-------- Collected material --------

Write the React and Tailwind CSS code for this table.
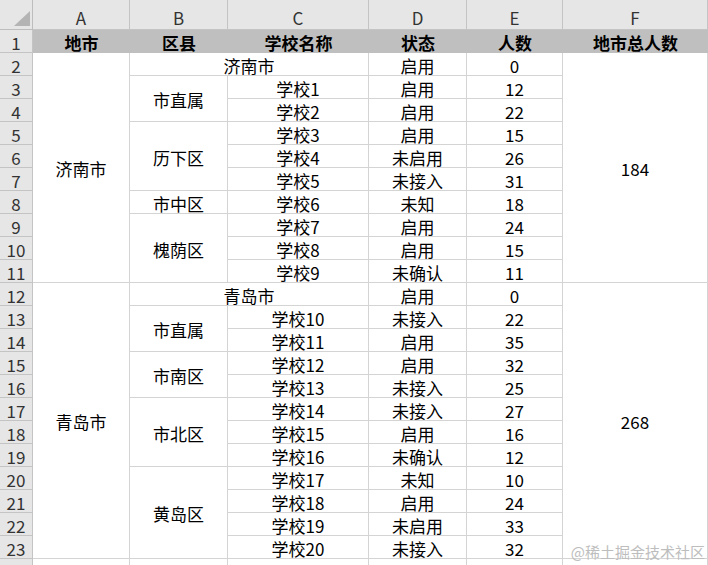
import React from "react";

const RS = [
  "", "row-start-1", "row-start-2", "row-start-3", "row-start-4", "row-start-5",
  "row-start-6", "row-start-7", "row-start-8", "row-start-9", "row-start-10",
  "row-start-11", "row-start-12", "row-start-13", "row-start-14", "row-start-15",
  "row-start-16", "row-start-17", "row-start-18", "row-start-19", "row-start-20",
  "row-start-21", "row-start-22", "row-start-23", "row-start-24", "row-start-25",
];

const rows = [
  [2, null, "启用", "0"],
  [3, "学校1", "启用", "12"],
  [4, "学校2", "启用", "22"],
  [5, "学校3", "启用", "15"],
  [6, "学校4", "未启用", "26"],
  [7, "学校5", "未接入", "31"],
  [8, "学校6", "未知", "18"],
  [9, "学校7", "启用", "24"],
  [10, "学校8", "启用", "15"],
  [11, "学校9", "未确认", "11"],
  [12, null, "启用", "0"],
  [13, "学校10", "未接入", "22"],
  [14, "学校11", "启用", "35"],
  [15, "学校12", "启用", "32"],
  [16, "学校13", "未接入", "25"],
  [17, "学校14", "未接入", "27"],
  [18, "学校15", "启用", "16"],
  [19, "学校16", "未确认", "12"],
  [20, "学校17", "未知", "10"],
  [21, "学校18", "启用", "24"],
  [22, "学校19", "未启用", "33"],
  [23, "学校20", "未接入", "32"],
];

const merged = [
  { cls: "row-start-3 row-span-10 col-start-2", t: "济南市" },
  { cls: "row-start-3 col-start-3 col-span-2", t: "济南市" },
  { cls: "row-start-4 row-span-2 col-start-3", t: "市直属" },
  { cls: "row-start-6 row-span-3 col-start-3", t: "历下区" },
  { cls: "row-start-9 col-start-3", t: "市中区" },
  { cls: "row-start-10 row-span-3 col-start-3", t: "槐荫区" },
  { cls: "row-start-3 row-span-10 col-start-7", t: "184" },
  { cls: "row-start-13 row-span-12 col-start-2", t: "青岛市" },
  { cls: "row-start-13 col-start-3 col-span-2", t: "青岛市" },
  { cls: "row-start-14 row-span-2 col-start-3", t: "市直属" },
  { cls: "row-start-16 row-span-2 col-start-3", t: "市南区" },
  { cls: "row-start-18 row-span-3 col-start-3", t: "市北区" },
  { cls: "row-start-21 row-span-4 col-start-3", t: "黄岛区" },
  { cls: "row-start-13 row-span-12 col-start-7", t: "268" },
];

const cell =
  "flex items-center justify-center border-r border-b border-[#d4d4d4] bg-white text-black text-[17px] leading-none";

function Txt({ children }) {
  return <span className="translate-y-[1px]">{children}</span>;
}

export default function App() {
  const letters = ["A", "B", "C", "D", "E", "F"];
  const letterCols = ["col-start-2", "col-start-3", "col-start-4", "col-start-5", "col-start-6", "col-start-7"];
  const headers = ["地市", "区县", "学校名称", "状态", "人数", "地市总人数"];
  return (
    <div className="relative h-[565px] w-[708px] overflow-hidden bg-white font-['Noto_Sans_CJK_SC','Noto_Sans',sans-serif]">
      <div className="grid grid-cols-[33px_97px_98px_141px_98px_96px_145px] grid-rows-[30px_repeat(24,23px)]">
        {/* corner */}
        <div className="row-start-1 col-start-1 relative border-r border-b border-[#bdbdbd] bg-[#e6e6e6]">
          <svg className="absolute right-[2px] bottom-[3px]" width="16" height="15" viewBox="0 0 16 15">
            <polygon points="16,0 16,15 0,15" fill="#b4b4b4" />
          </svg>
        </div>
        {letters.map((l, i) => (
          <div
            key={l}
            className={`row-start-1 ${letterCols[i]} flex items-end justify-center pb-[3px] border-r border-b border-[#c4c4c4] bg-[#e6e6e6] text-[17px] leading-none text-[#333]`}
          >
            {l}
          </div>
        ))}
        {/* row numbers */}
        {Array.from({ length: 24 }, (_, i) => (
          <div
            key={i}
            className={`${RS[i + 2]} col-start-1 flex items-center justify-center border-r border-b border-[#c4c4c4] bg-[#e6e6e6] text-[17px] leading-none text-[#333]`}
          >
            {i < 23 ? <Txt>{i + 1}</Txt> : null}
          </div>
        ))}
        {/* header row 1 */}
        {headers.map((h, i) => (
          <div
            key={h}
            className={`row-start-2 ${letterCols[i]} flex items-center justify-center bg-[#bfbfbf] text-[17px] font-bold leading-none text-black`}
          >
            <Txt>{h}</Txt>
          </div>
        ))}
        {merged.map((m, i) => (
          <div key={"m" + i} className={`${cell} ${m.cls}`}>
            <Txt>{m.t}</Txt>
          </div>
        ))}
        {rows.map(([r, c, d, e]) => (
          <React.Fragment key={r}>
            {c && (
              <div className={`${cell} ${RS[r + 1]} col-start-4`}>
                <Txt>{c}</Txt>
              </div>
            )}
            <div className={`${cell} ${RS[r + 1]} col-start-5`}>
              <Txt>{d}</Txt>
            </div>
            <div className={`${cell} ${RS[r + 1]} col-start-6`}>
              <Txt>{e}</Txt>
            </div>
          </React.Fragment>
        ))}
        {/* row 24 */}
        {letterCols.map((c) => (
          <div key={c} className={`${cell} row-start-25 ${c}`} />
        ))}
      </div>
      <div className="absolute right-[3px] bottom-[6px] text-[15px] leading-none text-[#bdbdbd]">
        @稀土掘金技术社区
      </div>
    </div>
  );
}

--------

## Task requirements
Reproduce each line holding the word "React".

## Worked solution
Write the React and Tailwind CSS code for this table.
import React from "react";
          <React.Fragment key={r}>
          </React.Fragment>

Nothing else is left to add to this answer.